Here is another quote from the Freedman article that was written after he had visited Ioannidis and his team to observe the process of review in several meetings to understand how he reached his conclusions:
“Indeed, given the breadth of the potential problems raised at the meetings, can any medical-research studies be trusted?
“That question has been central to Ioannidis's career,” Freedman continues. “Ioannidis is what's known as a meta-researcher, and he's become one of the world's foremost experts on the credibility of medical research. He and his team have shown, again and again, and in many different ways, that much of what biomedical researchers conclude in published studies—conclusions that doctors keep in mind when they prescribe antibiotics or blood-pressure medication, or when they advise us to consume more fiber or less meat, or when they recommend surgery for heart disease or back pain—is misleading, exaggerated, and often flat-out wrong.

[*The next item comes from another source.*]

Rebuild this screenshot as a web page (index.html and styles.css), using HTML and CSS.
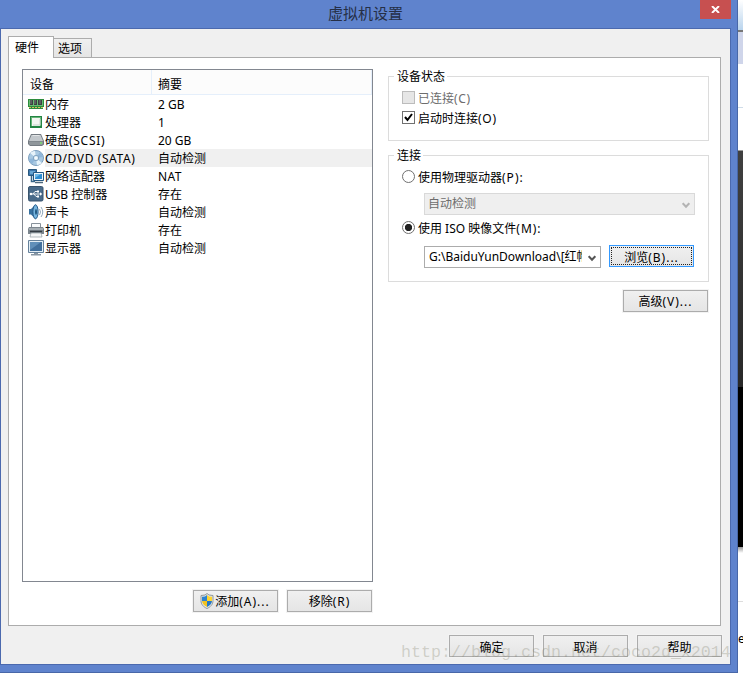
FILE: index.html
```html
<!DOCTYPE html>
<html lang="zh-CN">
<head>
<meta charset="utf-8">
<title>虚拟机设置</title>
<link rel="stylesheet" href="styles.css">
</head>
<body>
<div class="desktop">
<main class="window">
  <header class="titlebar">
    <h1>虚拟机设置</h1>
    <button class="close" aria-label="关闭"><svg width="9" height="7" viewBox="0 0 9 7"><path d="M1 0 8 7M8 0 1 7" stroke="#fff" stroke-width="1.9" fill="none"/></svg></button>
  </header>
  <div class="client">
    <nav class="tabs"><div class="tab active">硬件</div><div class="tab">选项</div></nav>
    <section class="panel">
      <div class="left">
        <div class="list">
          <div class="head"><span>设备</span><span>摘要</span></div>
          <div class="row"><svg class="icon" viewBox="0 0 16 16"><path d="M0 3h16v8h-1v2H1v-2H0z" fill="#2c8c3d"/><path d="M1 4h14v6H1z" fill="#67bd72"/><path d="M2 4h3v5H2zM6 4h3v5H6zM10 4h4v5h-4z" fill="#3b4142"/><path d="M3 4v4M7 4v4M12 4v4" stroke="#78807c"/><path d="M1 11.5h14" stroke="#d9bd62" stroke-dasharray="2 1"/></svg><span class="name">内存</span><span>2 GB</span></div>
          <div class="row"><svg class="icon" viewBox="0 0 16 16"><path d="M2 2h12v12H2z" fill="#238443"/><path d="M3 3h10v9H3z" fill="#66b678"/><path d="M4 4h8v8H4z" fill="#f3f5f1"/><path d="M5 11h7V5" fill="none" stroke="#c6d3cb"/></svg><span class="name">处理器</span><span>1</span></div>
          <div class="row"><svg class="icon" viewBox="0 0 16 16"><path d="m3 2 10 0 3 7v3.500L14 14H2L0 12V9z" fill="#737a81"/><path d="M3.500 3h9L15 9H1z" fill="#c3c8cc"/><path d="M1 9.500h14V12l-1 1H2l-1-1z" fill="#8f969b"/><path d="M12 11h2" stroke="#77e46b" stroke-width="1.300"/><path d="M4.500 3.500h7" stroke="#e4e6e7"/></svg><span class="name">硬盘<span class="spaced">(SCSI)</span></span><span>20 GB</span></div>
          <div class="row selected"><svg class="icon" viewBox="0 0 16 16"><circle cx="8" cy="8" r="7.5" fill="#a9c9e2" stroke="#7d9fbe"/><path d="M8 8 2 3a8 8 0 0 1 5-2zM8 8l6 5a8 8 0 0 1-5 2z" fill="#e7f3fa"/><path d="M8 8 1 9a7 7 0 0 0 3 5zM8 8l7-1a7 7 0 0 0-3-5z" fill="#8fb6d9"/><circle cx="8" cy="8" r="2.700" fill="#dcecf5" stroke="#648bb0" stroke-width=".7"/><circle cx="8" cy="8" r="1" fill="#fff"/></svg><span class="name wide">CD/DVD (SATA)</span><span>自动检测</span></div>
          <div class="row"><svg class="icon" viewBox="0 0 16 16"><path d="M.5 1.500h8v6h-8z" fill="#3d78ad" stroke="#28577e"/><path d="M2 3h5v3H2z" fill="#67a5d3"/><path d="M3.500 8v5.500H7" fill="none" stroke="#386689" stroke-width="1.500"/><path d="M5.500 4.500h10v8h-10z" fill="#e9f3fa" stroke="#245782"/><path d="M7 6h7v5H7z" fill="#2d8bcf"/><path d="M7 6h6l-6 4z" fill="#6db9e8"/><path d="M7 14.500h8" stroke="#4d687d" stroke-width="1.500"/></svg><span class="name">网络适配器</span><span class="nat">NAT</span></div>
          <div class="row"><svg class="icon" viewBox="0 0 16 16"><rect x=".5" y=".5" width="14.500" height="14.500" rx="1.500" fill="#496a89" stroke="#38536c"/><path d="M2 8h11M5 8l2-2.500h3M6 8l2 2.500h2" fill="none" stroke="#fff" stroke-width=".9"/><circle cx="3" cy="8" r="1.300" fill="#fff"/><path d="m12 6.300 2.300 1.700-2.300 1.700zM9 4.500h2v2H9zM9 9.500h2v2H9z" fill="#fff"/></svg><span class="name">USB 控制器</span><span>存在</span></div>
          <div class="row"><svg class="icon" viewBox="0 0 16 16"><path d="M1 5h2l4-4 1-.5V15l-1-.5-4-4H1z" fill="#37719f"/><ellipse cx="7.500" cy="7.800" rx="2.600" ry="7" fill="#76b5df" stroke="#285b89"/><ellipse cx="8" cy="8" rx="1" ry="3" fill="#21577f"/><path d="M11.500 5q2 3 0 6M13 3q3.500 5 0 10" fill="none" stroke="#91a9bc"/></svg><span class="name">声卡</span><span>自动检测</span></div>
          <div class="row"><svg class="icon" viewBox="0 0 16 16"><path d="M3.500 1.500h9v5h-9z" fill="#f8fafb" stroke="#87919a"/><path d="M1 5h14l1 2v5H0V7z" fill="#7b858d"/><path d="M1 6h14v2H1z" fill="#a5adb3"/><path d="M2 9.500h12" stroke="#343d44" stroke-width="1.500"/><path d="M3 11h10l1 4H2z" fill="#f5f7f8" stroke="#929da5" stroke-width=".7"/></svg><span class="name">打印机</span><span>存在</span></div>
          <div class="row"><svg class="icon" viewBox="0 0 16 16"><path d="M.5.5h15v12H.5z" fill="#e2edf4" stroke="#65819b"/><path d="M2 2h12v9H2z" fill="#416f9c"/><path d="M2 2h11L2 10z" fill="#608fb9"/><path d="M6 13h4v1h3v1.500H3V14h3z" fill="#8796a3"/></svg><span class="name">显示器</span><span>自动检测</span></div>
        </div>
        <div class="actions">
          <button class="btn"><svg width="14" height="16" viewBox="0 0 14 16"><path d="M7 .5 9 2l4 .5v5c0 4-2.300 6.300-6 8-3.700-1.700-6-4-6-8v-5L5 2z" fill="#e4e8ea" stroke="#929899"/><path d="M7 2 5 3.500l-3 .3V8h5z" fill="#2d83cf"/><path d="m7 2 2 1.500 3 .3V8H7z" fill="#ffd52e"/><path d="M2 8h5v6C4 12.500 2.300 11 2 8z" fill="#f3c320"/><path d="M7 8h5c-.3 3-2 4.500-5 6z" fill="#2678c4"/></svg><span>添加<span class="latin">(A)...</span></span></button>
          <button class="btn"><span>移除<span class="latin">(R)</span></span></button>
        </div>
      </div>
      <div class="right">
        <fieldset class="status"><legend>设备状态</legend>
          <label class="option muted"><span class="check disabled"></span><span>已连接<span class="spaced">(C)</span></span></label>
          <label class="option"><span class="check"><svg width="11" height="11" viewBox="0 0 11 11"><path d="m2 5 2.500 3L9 2" fill="none" stroke="#000" stroke-width="2"/></svg></span><span>启动时连接<span class="spaced">(O)</span></span></label>
        </fieldset>
        <fieldset class="connection"><legend>连接</legend>
          <label class="option"><span class="radio"></span><span>使用物理驱动器<span class="latin">(P):</span></span></label>
          <div class="combo disabled"><span>自动检测</span><svg width="8" height="7" viewBox="0 0 8 7"><path d="m.7 1.200 3.300 3.500 3.300-3.500" fill="none" stroke="#b3b3b3" stroke-width="2"/></svg></div>
          <label class="option iso"><span class="radio on"></span><span>使用 ISO 映像文件<span class="latin">(M):</span></span></label>
          <div class="filepick"><div class="combo"><span class="path">G:\BaiduYunDownload\[红帽</span><svg width="8" height="7" viewBox="0 0 8 7"><path d="m.7 1.200 3.300 3.500 3.300-3.500" fill="none" stroke="#555" stroke-width="2"/></svg></div><button class="btn focus"><span>浏览<span class="latin">(B)...</span></span></button></div>
        </fieldset>
        <button class="btn advanced"><span>高级<span class="latin">(V)...</span></span></button>
      </div>
    </section>
    <footer class="footer"><button class="btn">确定</button><button class="btn">取消</button><button class="btn">帮助</button></footer>
  </div>
</main>
<aside class="behind"><div class="sky"></div><div class="lavender"></div><div class="white"></div><div class="paper"></div><div class="dark"></div><div class="black"></div><div class="page"></div><div class="foot">e</div></aside>
<div class="watermark">http://blog.csdn.net/coco2d_x2014</div>
</div>
</body>
</html>
```
FILE: styles.css
```css
* { box-sizing: border-box; }
body { margin: 0; background: #fff; color: #000; font: 12px/18px "Noto Sans", "Noto Sans CJK SC", sans-serif; overflow: hidden; }
button { font: inherit; color: inherit; padding: 0; margin: 0; }
svg { display: block; flex: none; }
.desktop { display: flex; width: 743px; height: 673px; position: relative; overflow: hidden; }
.window { width: 738px; height: 673px; background: #5f83cd; border: 0 solid #4867a8; border-width: 0 1px 1px 0; }
.titlebar { height: 28px; display: grid; grid-template-columns: 700px 31px; }
.titlebar h1 { margin: 0; padding-left: 31px; text-align: center; font-size: 15px; line-height: 27px; font-weight: 400; color: #252f46; }
.close { background: #c75050; border: 0; height: 19px; display: flex; align-items: center; justify-content: center; }
.client { width: 731px; height: 637px; background: #f0f0f0; border: 1px solid #4b69ae; padding: 7px 8px 0 7px; }
.tabs { height: 22px; display: flex; align-items: flex-end; margin-bottom: -1px; }
.tab { width: 38px; height: 20px; border: 1px solid #acacac; border-left: 0; background: linear-gradient(#f0f0f0, #e5e5e5); line-height: 20px; padding-left: 4px; }
.tab.active { width: 46px; height: 22px; background: #fff; border-left: 1px solid #acacac; border-bottom: 0; padding-left: 6px; position: relative; line-height: 21px; }
.panel { width: 713px; height: 569px; background: #fff; border: 1px solid #acacac; display: grid; grid-template-columns: 351px 321px; column-gap: 15px; padding: 11px 0 0 13px; }
.list { height: 513px; border: 1px solid #828790; }
.head { width: 349px; height: 25px; background: #fcfcfc; border-bottom: 1px solid #e5effb; border-right: 1px solid #e5effb; display: grid; grid-template-columns: 129px 1fr; grid-template-rows: 24px; line-height: 29px; }
.head span { padding-left: 6px; }
.head span:first-child { padding-left: 7px; border-right: 1px solid #e5effb; }
.row { height: 18px; display: grid; grid-template-columns: 16px 113px 1fr; grid-template-rows: 18px; padding-left: 5px; line-height: 20px; white-space: nowrap; }
.row > span:last-child { padding-left: 1px; }
.icon { width: 16px; height: 16px; margin-top: 1px; }
.name { padding-left: 1px; }
.wide { letter-spacing: .6px; }
.nat { letter-spacing: .4px; }
.spaced { letter-spacing: .7px; }
.latin { letter-spacing: 1px; }
.selected { background: linear-gradient(90deg, #fff 22px, #f0f0f0 22px); }
.actions { display: flex; justify-content: flex-end; gap: 9px; margin: 8px 1px 0 0; }
.btn { flex: none; width: 85px; height: 22px; border: 1px solid #acacac; background: linear-gradient(#f0f0f0, #e5e5e5); outline: 1px solid #f3f3f3; display: flex; align-items: center; justify-content: center; white-space: nowrap; line-height: 22px; padding-top: 2px; gap: 1px; }
.btn svg { margin: -2px 0 0 -1px; }
fieldset { margin: 0; min-width: 0; border: 1px solid #dcdcdc; width: 321px; }
legend { height: 18px; line-height: 20px; padding: 0 2px 0 3px; margin-left: -8px; }
.status { height: 74px; padding: 4px 0 0 13px; margin-top: -2px; }
.connection { height: 136px; margin-top: 5px; padding: 4px 0 0 13px; }
.option { height: 20px; display: flex; align-items: flex-start; gap: 3px; line-height: 20px; }
.muted, .disabled { color: #6d6d6d; }
.check { width: 13px; height: 13px; border: 1px solid #707070; background: #fff; flex: none; margin-top: 2px; }
.check.disabled { background: #e6e6e6; border-color: #bcbcbc; }
.radio { width: 13px; height: 13px; border: 1px solid #707070; border-radius: 50%; background: #fff; flex: none; margin-top: 2px; }
.radio.on { background: radial-gradient(circle, #222 0 3.3px, #fff 4px); }
.combo { display: flex; align-items: center; justify-content: space-between; height: 22px; border: 1px solid #acacac; background: #fff; padding: 0 4px 0 4px; line-height: 20px; }
.combo svg { margin-top: 2px; }
.combo.disabled { width: 271px; margin: 5px 0 4px 22px; border-color: #d9d9d9; background: #efefef; line-height: 22px; }
.combo.disabled span { margin-left: -1px; }
.path { width: 153px; height: 20px; overflow: hidden; white-space: nowrap; }
.filepick { display: flex; gap: 8px; margin: 7px 0 0 22px; }
.filepick .combo { width: 177px; }
.focus { border-color: #3399ff; outline: 0; padding: 1px; margin-top: -1px; }
.focus > span { width: 81px; height: 18px; border: 1px dotted #222; line-height: 20px; }
.advanced { margin: 8px 0 0 235px; }
.footer { display: flex; gap: 9px; padding: 9px 0 0 441px; width: 720px; }
.footer .btn { padding-top: 3px; }
.behind { width: 5px; height: 673px; overflow: hidden; }
.sky { height: 32px; background: linear-gradient(#fff, #b9d4ed); border-bottom: 2px solid #777; }
.lavender { height: 32px; background: #cfd5ea; }
.white { height: 44px; background: #fff; border-bottom: 1px solid #cfdce8; }
.paper { height: 43px; background: #fff; border-bottom: 1px solid #999; }
.dark { height: 236px; background: linear-gradient(#404040, #282828); }
.black { height: 160px; background: #000; }
.page { height: 55px; background: linear-gradient(#999, #fff 6px); border-bottom: 1px solid #ddd; }
.foot { height: 71px; padding-top: 27px; line-height: 20px; background: #fff; }
.watermark { position: absolute; left: 401px; top: 641px; font: 16.67px/24px "Liberation Mono", monospace; color: rgba(135, 135, 115, .32); white-space: nowrap; }
```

He charges that as much as 90 percent of the published medical information that doctors rely on is flawed.
“His work has been widely accepted by the medical community; it has been published in the field's top journals, where it is heavily cited; and he is a big draw at conferences,” Freedman writes. “Yet for all his influence, he worries that the field of medical research is so pervasively flawed, and so riddled with conflicts of interest, that it might be chronically resistant to change—or even to publicly admitting that there's a problem.”
Johnson pointed out in his column that concern has arisen in some high places—e.g., the journal Nature has assembled an archive, filled with reports and analyses, called “Challenges in Irreproducible Research.”
C. Glenn Begley wrote one of the papers. While he was at Amgen, he and his colleagues could not replicate 47 of 53 landmark papers about cancer. Some of the results could not be reproduced even with the help of the original scientists working in their own lab.
Could things be as bad as Ioannidis believes? I don't know. But if he is even half right, this is a big deal and those of us in clinical cancer research should feel responsible for the research we publish and act to determine if and when we have failed to produce reliable, reproducible and important data.